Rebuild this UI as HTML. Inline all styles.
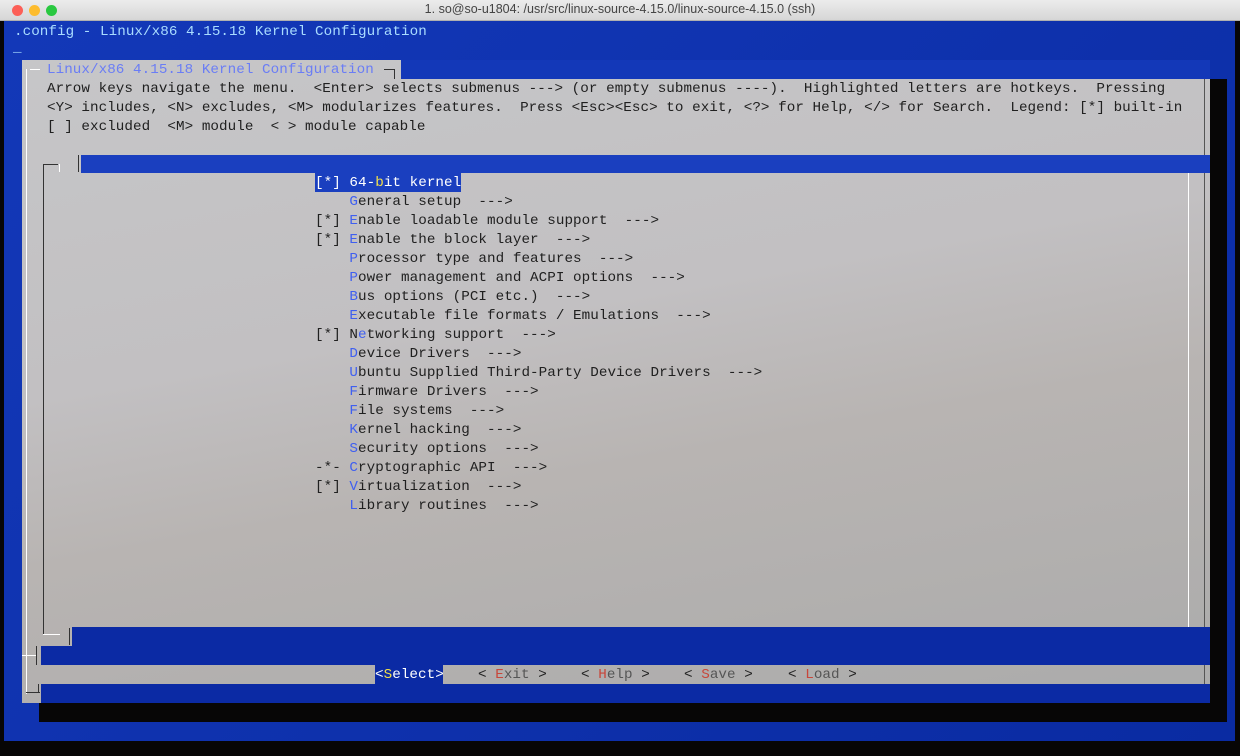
<!DOCTYPE html>
<html><head><meta charset="utf-8"><style>
*{margin:0;padding:0}
body{width:1240px;height:756px;overflow:hidden;background:#070606;position:relative;font-family:"Liberation Mono",monospace;font-size:14.25px}
div{position:absolute}
.t{white-space:pre;line-height:19px;height:19px;letter-spacing:0.05px;padding-top:1px}
.k{color:#3f5ff0}
.r{color:#c8463a}
.d{color:#202020}
</style></head><body>
<div style="left:0;top:0;width:1240px;height:20px;background:linear-gradient(#ececec,#d6d6d6);border-bottom:1px solid #b0b0b0"></div>
<div style="left:12px;top:5px;width:11px;height:11px;border-radius:50%;background:#fc5f57"></div>
<div style="left:29px;top:5px;width:11px;height:11px;border-radius:50%;background:#fdbc2e"></div>
<div style="left:46px;top:5px;width:11px;height:11px;border-radius:50%;background:#29c840"></div>
<div style="left:0;top:2px;width:1240px;text-align:center;font-family:'Liberation Sans',sans-serif;font-size:12.5px;color:#444;white-space:pre">1. so@so-u1804: /usr/src/linux-source-4.15.0/linux-source-4.15.0 (ssh)</div>
<div style="left:4px;top:21px;width:1231px;height:720px;background:linear-gradient(135deg,#1338b8,#0a2ba2)"></div>
<div class="t" style="left:14px;top:22px;color:#a9dcff">.config - Linux/x86 4.15.18 Kernel Configuration</div>
<div class="t" style="left:13px;top:38px;color:#a9dcff">_</div>
<!-- shadows -->
<div style="left:1210px;top:79px;width:17px;height:643px;background:#070606"></div>
<div style="left:39px;top:703px;width:1188px;height:19px;background:#070606"></div>
<!-- dialog -->
<div style="left:22px;top:60px;width:1188px;height:643px;background:linear-gradient(170deg,#c6c6c8 0%,#c2c0c2 40%,#b8b4b2 60%,#ababab 100%)"></div>
<div style="left:1204px;top:79px;width:1px;height:624px;background:#555"></div>
<div style="left:401px;top:60px;width:809px;height:19px;background:#1338b8"></div>
<div style="left:30px;top:69px;width:10px;height:1px;background:#fff"></div>
<div style="left:384px;top:69px;width:10px;height:1px;background:#333"></div>
<div style="left:394px;top:69px;width:1px;height:10px;background:#333"></div>
<div style="left:26px;top:69px;width:1px;height:625px;background:#fff"></div>
<div class="t" style="left:47px;top:60px;color:#6a7df5">Linux/x86 4.15.18 Kernel Configuration</div>
<div class="t d" style="left:47px;top:79px">Arrow keys navigate the menu.  &lt;Enter&gt; selects submenus ---&gt; (or empty submenus ----).  Highlighted letters are hotkeys.  Pressing</div>
<div class="t d" style="left:47px;top:98px">&lt;Y&gt; includes, &lt;N&gt; excludes, &lt;M&gt; modularizes features.  Press &lt;Esc&gt;&lt;Esc&gt; to exit, &lt;?&gt; for Help, &lt;/&gt; for Search.  Legend: [*] built-in</div>
<div class="t d" style="left:47px;top:117px">[ ] excluded  &lt;M&gt; module  &lt; &gt; module capable</div>
<!-- menu box -->
<div style="left:81px;top:155px;width:1129px;height:18px;background:#1a3fbf"></div>
<div style="left:78px;top:155px;width:1px;height:17px;background:#333"></div>
<div style="left:43px;top:164px;width:1px;height:470px;background:#333"></div>
<div style="left:43px;top:164px;width:15px;height:1px;background:#333"></div>
<div style="left:59px;top:164px;width:1px;height:8px;background:#fff"></div>
<div style="left:1188px;top:173px;width:1px;height:454px;background:#fff"></div>
<div style="left:43px;top:634px;width:17px;height:1px;background:#fff"></div>
<div style="left:72px;top:627px;width:1138px;height:19px;background:#0b2aa4"></div>
<div style="left:69px;top:628px;width:1px;height:17px;background:#333"></div>
<div style="left:41px;top:646px;width:1169px;height:19px;background:#0b2aa4"></div>
<div style="left:41px;top:684px;width:1169px;height:19px;background:#0b2aa4"></div>
<div style="left:22px;top:655px;width:14px;height:1px;background:#fff"></div>
<div style="left:36px;top:646px;width:1px;height:19px;background:#333"></div>
<div style="left:26px;top:692px;width:14px;height:1px;background:#333"></div>
<div style="left:38px;top:684px;width:1px;height:9px;background:#333"></div>
<!-- items -->
<div style="left:315px;top:173px;width:146px;height:19px;background:#1a3fbf"></div>
<div class="t" style="left:315px;top:173px;color:#fff">[*] 64-<span style="color:#f3e04a">b</span>it kernel</div>
<div class="t d" style="left:315px;top:192px">    <span class="k">G</span>eneral setup  ---&gt;</div>
<div class="t d" style="left:315px;top:211px">[*] <span class="k">E</span>nable loadable module support  ---&gt;</div>
<div class="t d" style="left:315px;top:230px">[*] <span class="k">E</span>nable the block layer  ---&gt;</div>
<div class="t d" style="left:315px;top:249px">    <span class="k">P</span>rocessor type and features  ---&gt;</div>
<div class="t d" style="left:315px;top:268px">    <span class="k">P</span>ower management and ACPI options  ---&gt;</div>
<div class="t d" style="left:315px;top:287px">    <span class="k">B</span>us options (PCI etc.)  ---&gt;</div>
<div class="t d" style="left:315px;top:306px">    <span class="k">E</span>xecutable file formats / Emulations  ---&gt;</div>
<div class="t d" style="left:315px;top:325px">[*] N<span class="k">e</span>tworking support  ---&gt;</div>
<div class="t d" style="left:315px;top:344px">    <span class="k">D</span>evice Drivers  ---&gt;</div>
<div class="t d" style="left:315px;top:363px">    <span class="k">U</span>buntu Supplied Third-Party Device Drivers  ---&gt;</div>
<div class="t d" style="left:315px;top:382px">    <span class="k">F</span>irmware Drivers  ---&gt;</div>
<div class="t d" style="left:315px;top:401px">    <span class="k">F</span>ile systems  ---&gt;</div>
<div class="t d" style="left:315px;top:420px">    <span class="k">K</span>ernel hacking  ---&gt;</div>
<div class="t d" style="left:315px;top:439px">    <span class="k">S</span>ecurity options  ---&gt;</div>
<div class="t d" style="left:315px;top:458px">-*- <span class="k">C</span>ryptographic API  ---&gt;</div>
<div class="t d" style="left:315px;top:477px">[*] <span class="k">V</span>irtualization  ---&gt;</div>
<div class="t d" style="left:315px;top:496px">    <span class="k">L</span>ibrary routines  ---&gt;</div>
<!-- buttons -->
<div style="left:375px;top:665px;width:68px;height:19px;background:#0b2aa4"></div>
<div class="t" style="left:375px;top:665px;color:#fff">&lt;<span style="color:#f3e04a">S</span>elect&gt;</div>
<div class="t d" style="left:478px;top:665px">&lt; <span class="r">E</span><span style="color:#555">xit</span> &gt;</div>
<div class="t d" style="left:581px;top:665px">&lt; <span class="r">H</span><span style="color:#555">elp</span> &gt;</div>
<div class="t d" style="left:684px;top:665px">&lt; <span class="r">S</span><span style="color:#555">ave</span> &gt;</div>
<div class="t d" style="left:788px;top:665px">&lt; <span class="r">L</span><span style="color:#555">oad</span> &gt;</div>
</body></html>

**Aim of the task**:
Set the pictures aside and transcribe the data above exactly.

**Task response**:
Rebuild this UI as HTML. Inline all styles.
<!DOCTYPE html>
<html><head><meta charset="utf-8"><style>
*{margin:0;padding:0}
body{width:1240px;height:756px;overflow:hidden;background:#070606;position:relative;font-family:"Liberation Mono",monospace;font-size:14.25px}
div{position:absolute}
.t{white-space:pre;line-height:19px;height:19px;letter-spacing:0.05px;padding-top:1px}
.k{color:#3f5ff0}
.r{color:#c8463a}
.d{color:#202020}
</style></head><body>
<div style="left:0;top:0;width:1240px;height:20px;background:linear-gradient(#ececec,#d6d6d6);border-bottom:1px solid #b0b0b0"></div>
<div style="left:12px;top:5px;width:11px;height:11px;border-radius:50%;background:#fc5f57"></div>
<div style="left:29px;top:5px;width:11px;height:11px;border-radius:50%;background:#fdbc2e"></div>
<div style="left:46px;top:5px;width:11px;height:11px;border-radius:50%;background:#29c840"></div>
<div style="left:0;top:2px;width:1240px;text-align:center;font-family:'Liberation Sans',sans-serif;font-size:12.5px;color:#444;white-space:pre">1. so@so-u1804: /usr/src/linux-source-4.15.0/linux-source-4.15.0 (ssh)</div>
<div style="left:4px;top:21px;width:1231px;height:720px;background:linear-gradient(135deg,#1338b8,#0a2ba2)"></div>
<div class="t" style="left:14px;top:22px;color:#a9dcff">.config - Linux/x86 4.15.18 Kernel Configuration</div>
<div class="t" style="left:13px;top:38px;color:#a9dcff">_</div>
<!-- shadows -->
<div style="left:1210px;top:79px;width:17px;height:643px;background:#070606"></div>
<div style="left:39px;top:703px;width:1188px;height:19px;background:#070606"></div>
<!-- dialog -->
<div style="left:22px;top:60px;width:1188px;height:643px;background:linear-gradient(170deg,#c6c6c8 0%,#c2c0c2 40%,#b8b4b2 60%,#ababab 100%)"></div>
<div style="left:1204px;top:79px;width:1px;height:624px;background:#555"></div>
<div style="left:401px;top:60px;width:809px;height:19px;background:#1338b8"></div>
<div style="left:30px;top:69px;width:10px;height:1px;background:#fff"></div>
<div style="left:384px;top:69px;width:10px;height:1px;background:#333"></div>
<div style="left:394px;top:69px;width:1px;height:10px;background:#333"></div>
<div style="left:26px;top:69px;width:1px;height:625px;background:#fff"></div>
<div class="t" style="left:47px;top:60px;color:#6a7df5">Linux/x86 4.15.18 Kernel Configuration</div>
<div class="t d" style="left:47px;top:79px">Arrow keys navigate the menu.  &lt;Enter&gt; selects submenus ---&gt; (or empty submenus ----).  Highlighted letters are hotkeys.  Pressing</div>
<div class="t d" style="left:47px;top:98px">&lt;Y&gt; includes, &lt;N&gt; excludes, &lt;M&gt; modularizes features.  Press &lt;Esc&gt;&lt;Esc&gt; to exit, &lt;?&gt; for Help, &lt;/&gt; for Search.  Legend: [*] built-in</div>
<div class="t d" style="left:47px;top:117px">[ ] excluded  &lt;M&gt; module  &lt; &gt; module capable</div>
<!-- menu box -->
<div style="left:81px;top:155px;width:1129px;height:18px;background:#1a3fbf"></div>
<div style="left:78px;top:155px;width:1px;height:17px;background:#333"></div>
<div style="left:43px;top:164px;width:1px;height:470px;background:#333"></div>
<div style="left:43px;top:164px;width:15px;height:1px;background:#333"></div>
<div style="left:59px;top:164px;width:1px;height:8px;background:#fff"></div>
<div style="left:1188px;top:173px;width:1px;height:454px;background:#fff"></div>
<div style="left:43px;top:634px;width:17px;height:1px;background:#fff"></div>
<div style="left:72px;top:627px;width:1138px;height:19px;background:#0b2aa4"></div>
<div style="left:69px;top:628px;width:1px;height:17px;background:#333"></div>
<div style="left:41px;top:646px;width:1169px;height:19px;background:#0b2aa4"></div>
<div style="left:41px;top:684px;width:1169px;height:19px;background:#0b2aa4"></div>
<div style="left:22px;top:655px;width:14px;height:1px;background:#fff"></div>
<div style="left:36px;top:646px;width:1px;height:19px;background:#333"></div>
<div style="left:26px;top:692px;width:14px;height:1px;background:#333"></div>
<div style="left:38px;top:684px;width:1px;height:9px;background:#333"></div>
<!-- items -->
<div style="left:315px;top:173px;width:146px;height:19px;background:#1a3fbf"></div>
<div class="t" style="left:315px;top:173px;color:#fff">[*] 64-<span style="color:#f3e04a">b</span>it kernel</div>
<div class="t d" style="left:315px;top:192px">    <span class="k">G</span>eneral setup  ---&gt;</div>
<div class="t d" style="left:315px;top:211px">[*] <span class="k">E</span>nable loadable module support  ---&gt;</div>
<div class="t d" style="left:315px;top:230px">[*] <span class="k">E</span>nable the block layer  ---&gt;</div>
<div class="t d" style="left:315px;top:249px">    <span class="k">P</span>rocessor type and features  ---&gt;</div>
<div class="t d" style="left:315px;top:268px">    <span class="k">P</span>ower management and ACPI options  ---&gt;</div>
<div class="t d" style="left:315px;top:287px">    <span class="k">B</span>us options (PCI etc.)  ---&gt;</div>
<div class="t d" style="left:315px;top:306px">    <span class="k">E</span>xecutable file formats / Emulations  ---&gt;</div>
<div class="t d" style="left:315px;top:325px">[*] N<span class="k">e</span>tworking support  ---&gt;</div>
<div class="t d" style="left:315px;top:344px">    <span class="k">D</span>evice Drivers  ---&gt;</div>
<div class="t d" style="left:315px;top:363px">    <span class="k">U</span>buntu Supplied Third-Party Device Drivers  ---&gt;</div>
<div class="t d" style="left:315px;top:382px">    <span class="k">F</span>irmware Drivers  ---&gt;</div>
<div class="t d" style="left:315px;top:401px">    <span class="k">F</span>ile systems  ---&gt;</div>
<div class="t d" style="left:315px;top:420px">    <span class="k">K</span>ernel hacking  ---&gt;</div>
<div class="t d" style="left:315px;top:439px">    <span class="k">S</span>ecurity options  ---&gt;</div>
<div class="t d" style="left:315px;top:458px">-*- <span class="k">C</span>ryptographic API  ---&gt;</div>
<div class="t d" style="left:315px;top:477px">[*] <span class="k">V</span>irtualization  ---&gt;</div>
<div class="t d" style="left:315px;top:496px">    <span class="k">L</span>ibrary routines  ---&gt;</div>
<!-- buttons -->
<div style="left:375px;top:665px;width:68px;height:19px;background:#0b2aa4"></div>
<div class="t" style="left:375px;top:665px;color:#fff">&lt;<span style="color:#f3e04a">S</span>elect&gt;</div>
<div class="t d" style="left:478px;top:665px">&lt; <span class="r">E</span><span style="color:#555">xit</span> &gt;</div>
<div class="t d" style="left:581px;top:665px">&lt; <span class="r">H</span><span style="color:#555">elp</span> &gt;</div>
<div class="t d" style="left:684px;top:665px">&lt; <span class="r">S</span><span style="color:#555">ave</span> &gt;</div>
<div class="t d" style="left:788px;top:665px">&lt; <span class="r">L</span><span style="color:#555">oad</span> &gt;</div>
</body></html>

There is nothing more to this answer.